Comment: Time to bank on success

WHEN a company is wobbling on the brink of failure, what should their bankers do for the best?

The saga of the Lancashire Tea Company is an all too familiar one in difficult times. A small company that seemed at least to be keeping its head above water, until the point where its bankers decided to change the terms of keeping the finance flowing.

A few months of struggle, and then administration. This is the point where the banks and others step in, but with a fair chance that something can be salvaged and, with appropriate professional help, the company may well be able to continue in one form or another.

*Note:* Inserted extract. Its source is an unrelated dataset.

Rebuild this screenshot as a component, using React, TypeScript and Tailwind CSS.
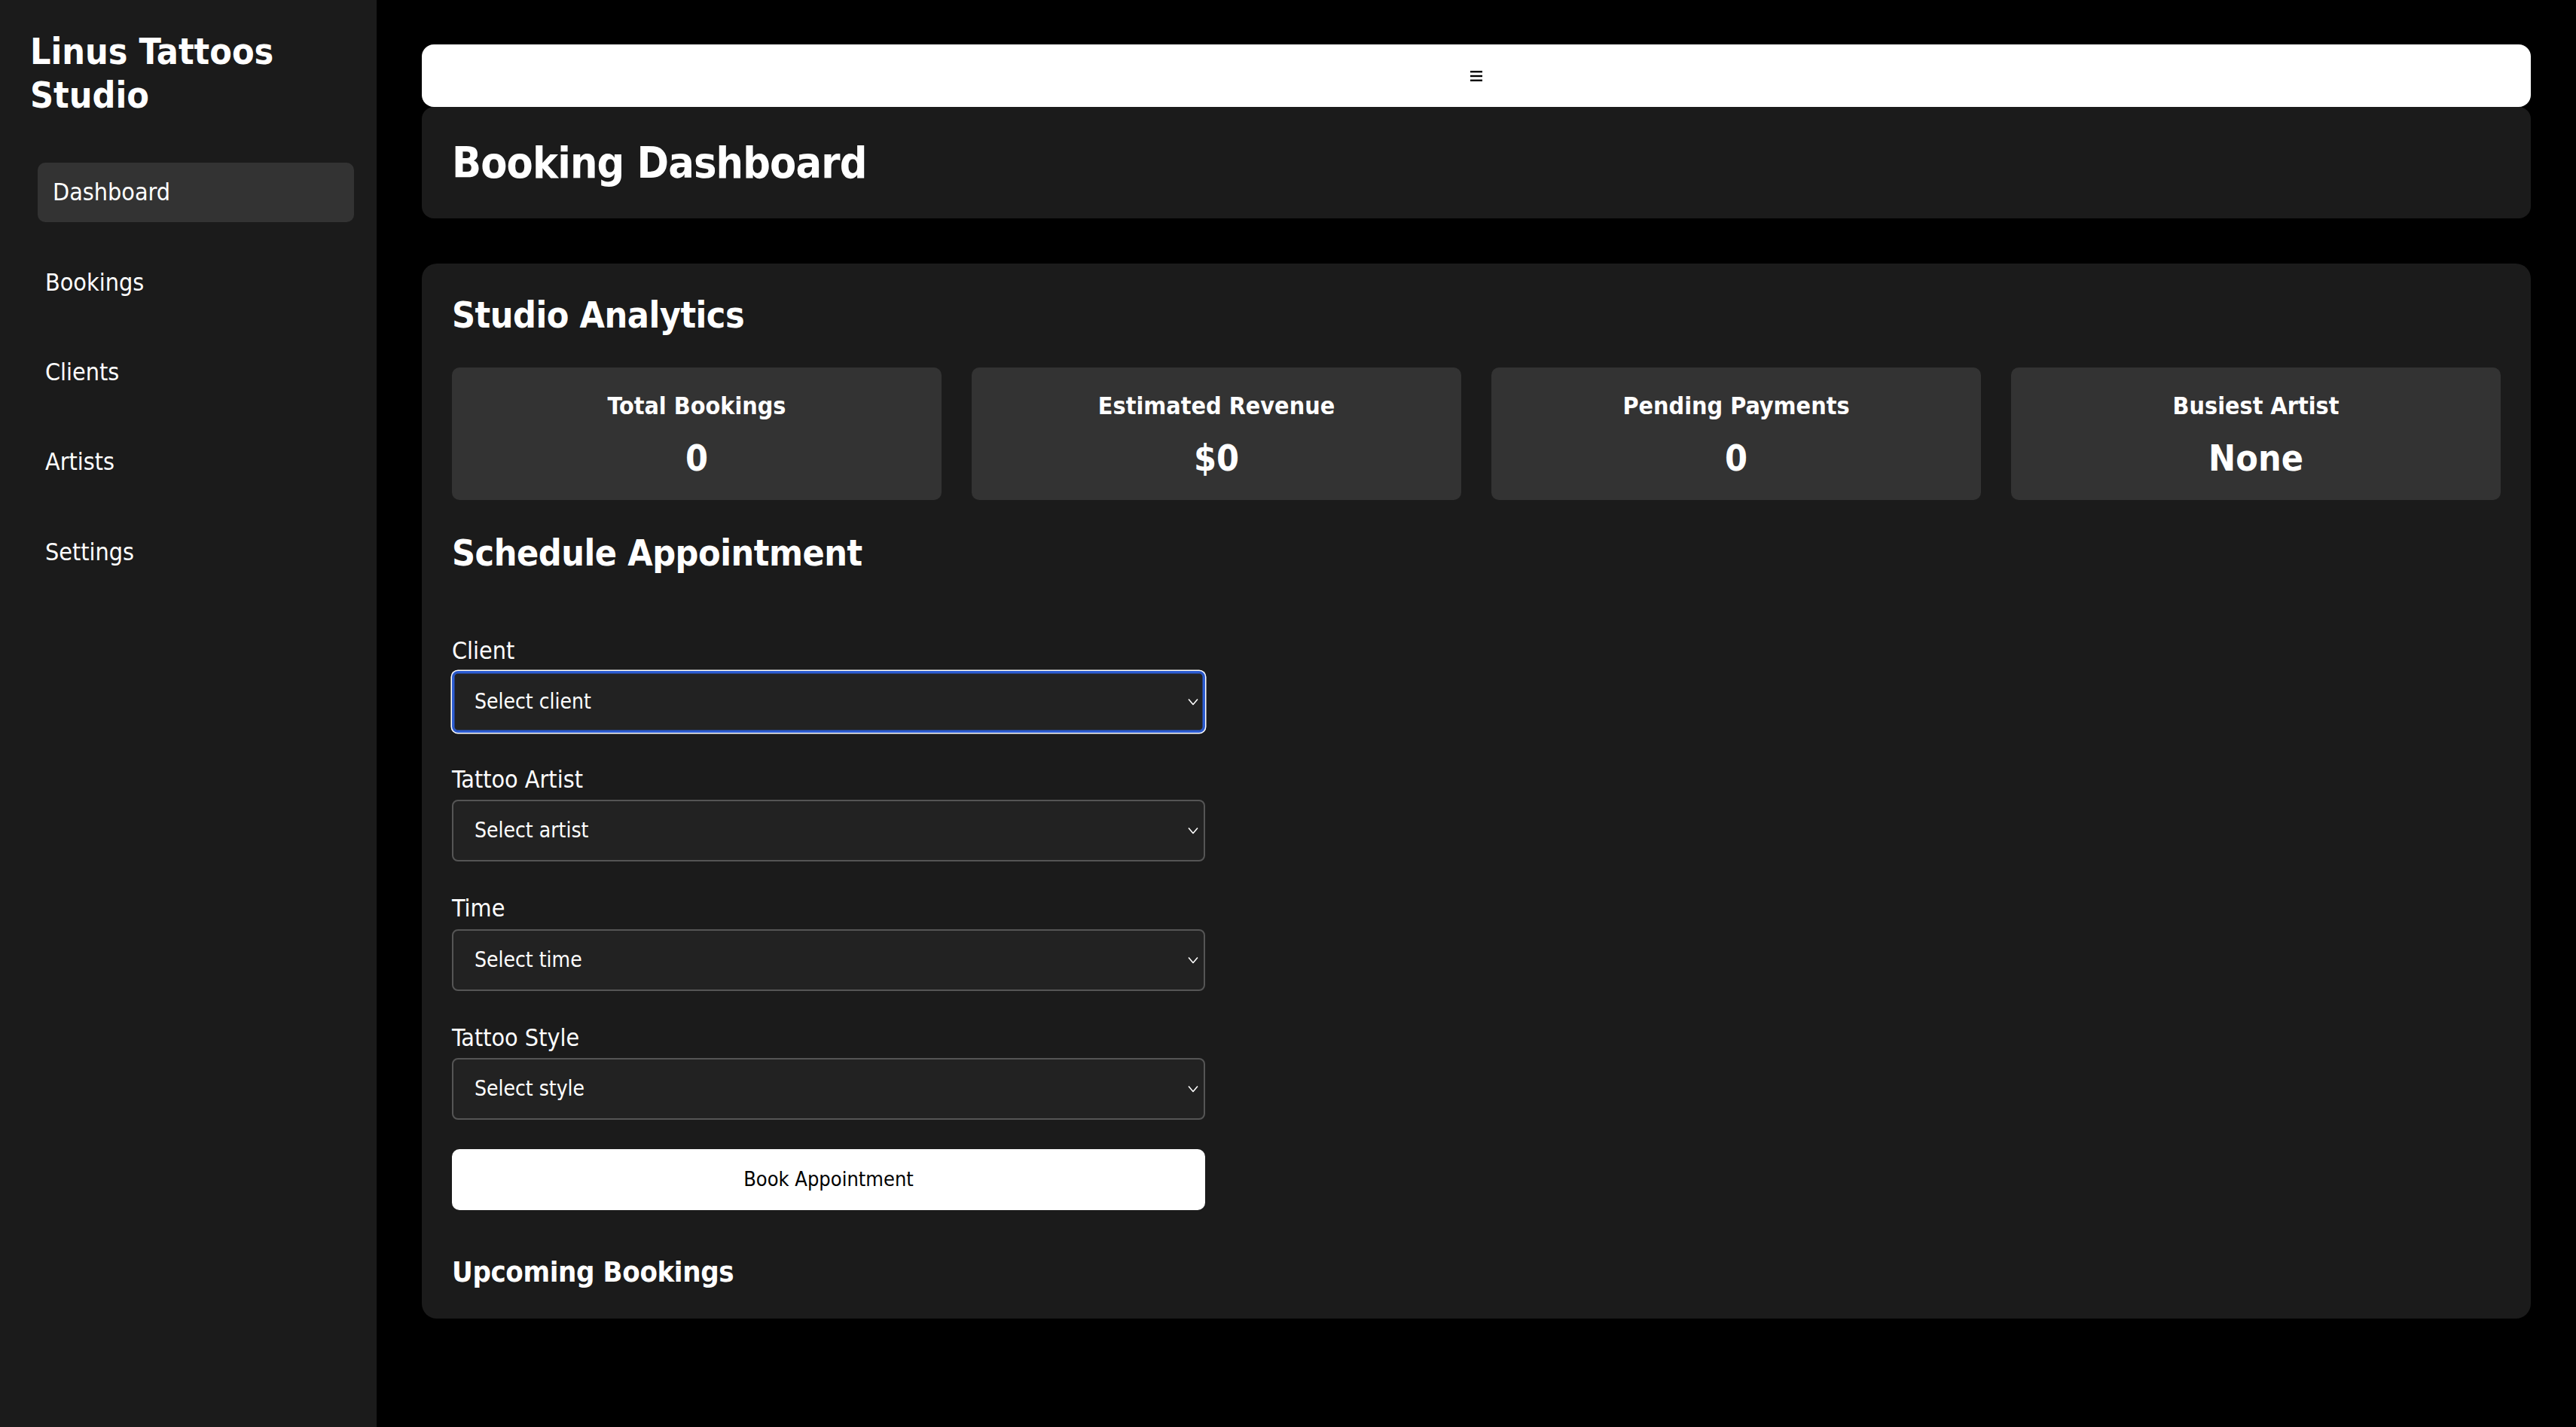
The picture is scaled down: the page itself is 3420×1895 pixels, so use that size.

This is the point where Lancashire Tea found itself earlier this year. Now the former owners and managers have established a new source of investment, and with restructuring they reckon they should be able to keep Lancashire Tea running as a business. This is what administration is supposed to be all about.

Now it looks as if an arm of the Royal Bank of Scotland is about to throw a spanner in the works by demanding machinery, in lieu of a debt of £20,000.

If a reformed Lancashire Tea has access to £20,000 to pay off the debt, which it seems that it has, then we cannot understand why RBS Lombard insists on having the hardware instead. For the bank to take possession of it would ensure the end of Lancashire Tea. No machinery equals no product.

It all seems rather bizarre. Maybe the bank reckons it can get more money by seizing the machinery and then selling it on, but it all sits rather uncomfortably with the declaration in the Daily Post only yesterday by a senior RBS man that the bank “would not force the closure of healthy businesses”.